We're in 2022, I still have a project that uses an embedded 2008 Linux, with a GCC3, VS2008, C++98, and WinXP/Qt4 on user's machine. Project is actively maintained - and trust me, it's a pain. But upgrading software/platform? No way. Better deal with known bugs rather than discovering new ones. Cheaper, too.

One of my speciality is softwares porting, mostly from "old" platforms to new ones (often with 10 years or more between the two). I've faced this kind of things a LOT of times: it worked on old platform, it breaks on new one, and only because an UB was exploited then, and now the behavior (still undefined...) is not the same anymore.
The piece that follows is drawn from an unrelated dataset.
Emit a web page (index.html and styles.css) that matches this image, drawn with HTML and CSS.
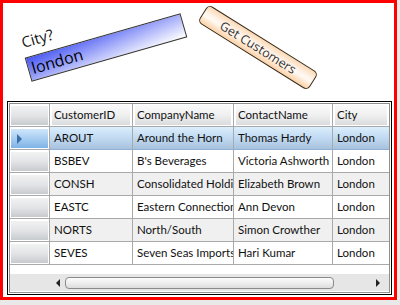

I obviously don't speak about changing C/C++ standard, or machine's endianness, where you need anyway to rewrite code, or dealing with new OS features (like UAC on Windows). I speak about "normal" code, compiled without any warning, that behaves differently now and then. And you can't imagine how frequent it is, since no compiler will warn you about neither high-level UB (for example, non thread-safe functions) nor instruction-level UB (a simple cast or alias can fully hide it without ANY warning).